The Cebu Heritage Monument
The Cebu heritage monument gives a snapshot of Cebu’s history. It’s quirky and quite fascinating. The structure is a mish-mash of several events in its history and has ships, churches, crosses, and key people, among others. Several sculptures and artwork made of concrete, brass, steel, bronze merge into one another and then diverge. A 10 minute stop.
Yap-Sandiego Ancestral House
Across the road from the Cebu Heritage Monument, is the late 17th-century house of Yap-Sandiego. The house is filled with contemporary and ancient artworks, antique pieces and Cebuano-made native furniture. You can pay 50 PHP or 1 USD to enter or peep from the sides of it, as I did (I was hungry!).
Open from 9:00am to 6:00pm.
Lunch at Colon Street
Head over to Philippines’ oldest and the shortest national road (whatever that means) Colon. Once the epicentre of Cebu City’s shopping and business activities, the street today is crowded, a bit rundown, dirty as hell, but worthy of visiting for a peek into local ways of life. There are some good eateries here such as Cebu’s Original Lechon Belly.

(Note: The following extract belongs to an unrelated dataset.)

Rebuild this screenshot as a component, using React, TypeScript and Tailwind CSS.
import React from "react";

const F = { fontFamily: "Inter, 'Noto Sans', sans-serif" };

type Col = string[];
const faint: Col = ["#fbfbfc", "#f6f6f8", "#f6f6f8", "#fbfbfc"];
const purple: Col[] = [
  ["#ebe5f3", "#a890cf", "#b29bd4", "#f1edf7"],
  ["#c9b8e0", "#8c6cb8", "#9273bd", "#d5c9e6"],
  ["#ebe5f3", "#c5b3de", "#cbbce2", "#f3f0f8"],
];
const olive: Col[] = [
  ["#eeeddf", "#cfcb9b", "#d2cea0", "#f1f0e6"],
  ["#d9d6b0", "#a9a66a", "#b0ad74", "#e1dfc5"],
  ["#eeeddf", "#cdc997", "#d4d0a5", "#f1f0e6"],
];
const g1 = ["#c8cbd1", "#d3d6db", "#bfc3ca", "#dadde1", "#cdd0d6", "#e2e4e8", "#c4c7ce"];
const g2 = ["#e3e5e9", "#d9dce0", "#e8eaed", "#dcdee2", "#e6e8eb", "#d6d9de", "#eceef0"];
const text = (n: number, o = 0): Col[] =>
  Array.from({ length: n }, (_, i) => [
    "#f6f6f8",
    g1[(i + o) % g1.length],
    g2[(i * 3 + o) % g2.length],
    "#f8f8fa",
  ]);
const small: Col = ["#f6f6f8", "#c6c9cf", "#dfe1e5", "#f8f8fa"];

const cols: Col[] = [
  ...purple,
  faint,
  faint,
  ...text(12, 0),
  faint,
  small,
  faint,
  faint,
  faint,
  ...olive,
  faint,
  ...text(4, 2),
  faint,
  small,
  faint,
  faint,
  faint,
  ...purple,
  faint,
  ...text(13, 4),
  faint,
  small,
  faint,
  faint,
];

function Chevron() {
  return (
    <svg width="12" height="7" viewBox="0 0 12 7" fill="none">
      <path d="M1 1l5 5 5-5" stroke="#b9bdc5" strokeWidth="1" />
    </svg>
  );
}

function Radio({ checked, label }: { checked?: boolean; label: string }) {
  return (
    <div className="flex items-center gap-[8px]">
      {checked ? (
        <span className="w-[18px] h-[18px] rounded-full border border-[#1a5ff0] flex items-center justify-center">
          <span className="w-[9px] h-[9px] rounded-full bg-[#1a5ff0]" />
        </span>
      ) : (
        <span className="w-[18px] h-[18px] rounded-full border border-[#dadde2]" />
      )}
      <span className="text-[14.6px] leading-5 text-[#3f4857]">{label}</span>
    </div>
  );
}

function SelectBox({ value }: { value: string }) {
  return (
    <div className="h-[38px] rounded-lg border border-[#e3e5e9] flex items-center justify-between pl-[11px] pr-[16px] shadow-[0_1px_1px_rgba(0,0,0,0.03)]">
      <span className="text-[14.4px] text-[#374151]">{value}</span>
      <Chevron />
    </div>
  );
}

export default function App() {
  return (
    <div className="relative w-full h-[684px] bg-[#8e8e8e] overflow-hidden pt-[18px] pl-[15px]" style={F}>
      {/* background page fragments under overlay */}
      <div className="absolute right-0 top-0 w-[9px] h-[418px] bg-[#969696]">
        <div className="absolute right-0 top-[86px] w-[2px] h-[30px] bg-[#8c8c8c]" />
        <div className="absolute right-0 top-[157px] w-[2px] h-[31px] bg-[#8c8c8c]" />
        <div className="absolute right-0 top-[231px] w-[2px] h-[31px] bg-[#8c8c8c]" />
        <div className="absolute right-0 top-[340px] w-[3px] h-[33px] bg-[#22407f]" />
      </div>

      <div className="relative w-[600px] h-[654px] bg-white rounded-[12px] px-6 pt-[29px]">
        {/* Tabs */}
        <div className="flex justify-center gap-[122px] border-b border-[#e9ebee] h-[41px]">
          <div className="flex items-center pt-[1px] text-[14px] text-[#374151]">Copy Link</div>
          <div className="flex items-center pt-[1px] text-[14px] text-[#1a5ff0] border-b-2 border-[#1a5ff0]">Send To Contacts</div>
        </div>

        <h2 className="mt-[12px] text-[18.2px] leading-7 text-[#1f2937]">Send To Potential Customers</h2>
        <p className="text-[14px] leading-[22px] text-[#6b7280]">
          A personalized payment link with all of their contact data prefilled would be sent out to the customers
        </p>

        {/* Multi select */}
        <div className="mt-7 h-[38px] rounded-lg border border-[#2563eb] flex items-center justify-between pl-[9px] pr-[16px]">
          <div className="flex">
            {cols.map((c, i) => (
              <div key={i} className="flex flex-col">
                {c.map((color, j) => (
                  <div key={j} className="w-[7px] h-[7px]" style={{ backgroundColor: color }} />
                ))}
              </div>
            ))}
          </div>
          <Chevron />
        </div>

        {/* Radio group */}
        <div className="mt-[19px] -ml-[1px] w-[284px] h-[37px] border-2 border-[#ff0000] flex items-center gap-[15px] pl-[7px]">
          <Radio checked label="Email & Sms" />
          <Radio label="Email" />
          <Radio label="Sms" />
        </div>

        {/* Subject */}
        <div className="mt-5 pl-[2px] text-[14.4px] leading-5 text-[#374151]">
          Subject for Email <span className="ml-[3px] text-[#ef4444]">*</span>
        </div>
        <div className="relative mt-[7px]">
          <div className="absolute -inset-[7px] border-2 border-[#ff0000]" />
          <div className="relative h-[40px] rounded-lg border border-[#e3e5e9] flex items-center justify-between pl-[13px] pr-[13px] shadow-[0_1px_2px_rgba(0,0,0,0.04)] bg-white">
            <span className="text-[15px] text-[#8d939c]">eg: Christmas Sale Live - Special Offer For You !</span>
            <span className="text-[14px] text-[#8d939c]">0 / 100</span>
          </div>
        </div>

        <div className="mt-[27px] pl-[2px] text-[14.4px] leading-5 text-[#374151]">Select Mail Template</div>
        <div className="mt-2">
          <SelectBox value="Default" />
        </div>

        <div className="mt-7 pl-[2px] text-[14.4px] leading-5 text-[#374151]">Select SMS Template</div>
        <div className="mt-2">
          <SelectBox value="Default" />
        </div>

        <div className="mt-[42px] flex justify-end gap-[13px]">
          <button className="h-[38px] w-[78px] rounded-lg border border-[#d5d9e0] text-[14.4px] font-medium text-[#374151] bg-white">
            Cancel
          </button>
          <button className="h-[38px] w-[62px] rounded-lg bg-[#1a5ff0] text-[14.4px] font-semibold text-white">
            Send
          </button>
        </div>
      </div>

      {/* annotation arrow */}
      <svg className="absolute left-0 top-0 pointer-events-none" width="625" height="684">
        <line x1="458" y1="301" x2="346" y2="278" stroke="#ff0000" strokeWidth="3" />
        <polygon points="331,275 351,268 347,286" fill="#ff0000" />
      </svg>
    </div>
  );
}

Eat the nation’s favourite dish, lechon or the suckling pig. In fact, food was what I remember most from my trip to Cebu. Each dish colourful, each portion piquant and plentiful. Lechon is another remnant of the city’s Spanish past. Lechon is served with vinegar and rice, and its uniquely wholesome flavour is PRETTY hard to forget.
You could try the Lechon in Colon if you have the stomach for it, or if you prefer more sedate surroundings, try it at the House of Lechon on Acacia street, 15 minutes away.

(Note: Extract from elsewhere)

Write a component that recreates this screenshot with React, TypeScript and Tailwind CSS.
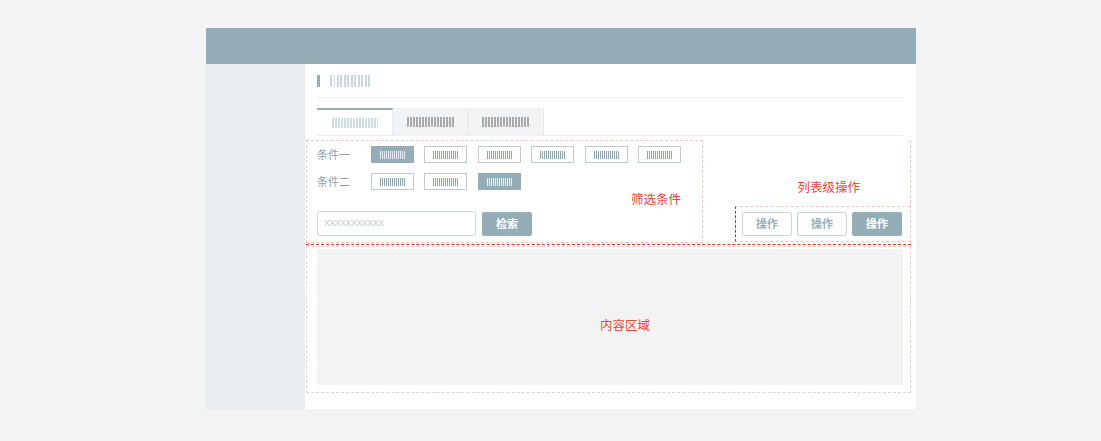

Cebu’s Taoist Temple is located in Beverly Hills Subdivision of Cebu City. At a height of 110 meters ASL, the temple grants great views of the surrounding areas and includes a chapel, a library, a souvenir shop, and a wishing well inside. There are impressive statues and decorations around that make for an entertaining hour-long walk. Not to mention that climbing the 81 steps to the altar (representing the 81 chapters of the Tao scriptures) helped me work out the heavy lunch consumed an hour ago.
If very tired, or heck, even if not, try the inexpensive and very relaxing spas at Cebu. Spa Esc at the Radisson Blu hotel located at Corner Juan Luna Avenue is one of the top spas in the city. According to the AsiaSpa magazine, a few others of note are: Chi at Shangri-La Mactan, Aum Spa at Crimson Resort and Spa, Mogambo Springs at Plantation Bay Resort and Spa, Spa del Mar at Movenpick Hotel Mactan Island, Anuma Spa at Maribago Bluewater Beach Resort, Badian Natural Spa & Thalasso at Badian Island Resort & Spa, and Undina Spa at Pulchra.
Why go to a shopping mall, you ask? The Ayala mall at Cebu is less of a shopping extravaganza (which it is) and more of a vibrant playground for people watching. Locals throng to it every evening, and one can spend hours sitting in its food courts or the top balconies merely people gazing. The mall also has a good collection of local handicrafts and boutiques. The array of food to sample is simply amazing. Load up on your Cebu gifts at Island Souvenirs.
Cebu is an easy city to get around in. There are plenty of cheap options: cars, buses, rickshaws, taxis, but the most amusing to me were the colourful Jeepneys. They sport quirky artwork on their sides and are apparently representative of local art and culture.
Dinner with a view
If you have more time, take a few day trips.
Day trips idea: Mactan and Shangri La
Mactan is about an hour away by car from Cebu city. Since Mactan is a coral island, it offers some of the best diving, snorkelling, and island hopping options in the Philippines. Take a marine tour in a glass bottom boat or go diving with SK divers.
Shangri La‘s Mactan Resort & Spa is a 5-star resort owned by Shangri-La Hotels located on the island of Mactan, Cebu. The resort has its own private man-made beach cove and its own marine sanctuary covering 6 hectares that holds over 100 species of fish and corals. I spent half a day at Shangri La, sipping on the local beer and tasting their chef special, beef shank soup.
Where to stay
Hotels are inexpensive in Cebu City, ranging from USD 40 to USD 100 per night. I stayed at Seda Ayala Center Cebu which was satisfactory; the best part being it was right next to the Ayala Mall. Rooms at USD 100 / night.
Other options are:
Harold Hotel with great food and service. Rooms at USD 60 / night
Red Planet Cebu. Close to all attractions. Room at USD 50/ night.
Flying to Cebu City
It is easy to get into Cebu City by air (though the airport is nothing to speak about). Most flights stop-over at Manila on the way.
You will need to pay an airport tax on departure from the city. The cost is around 750php and payable only in cash.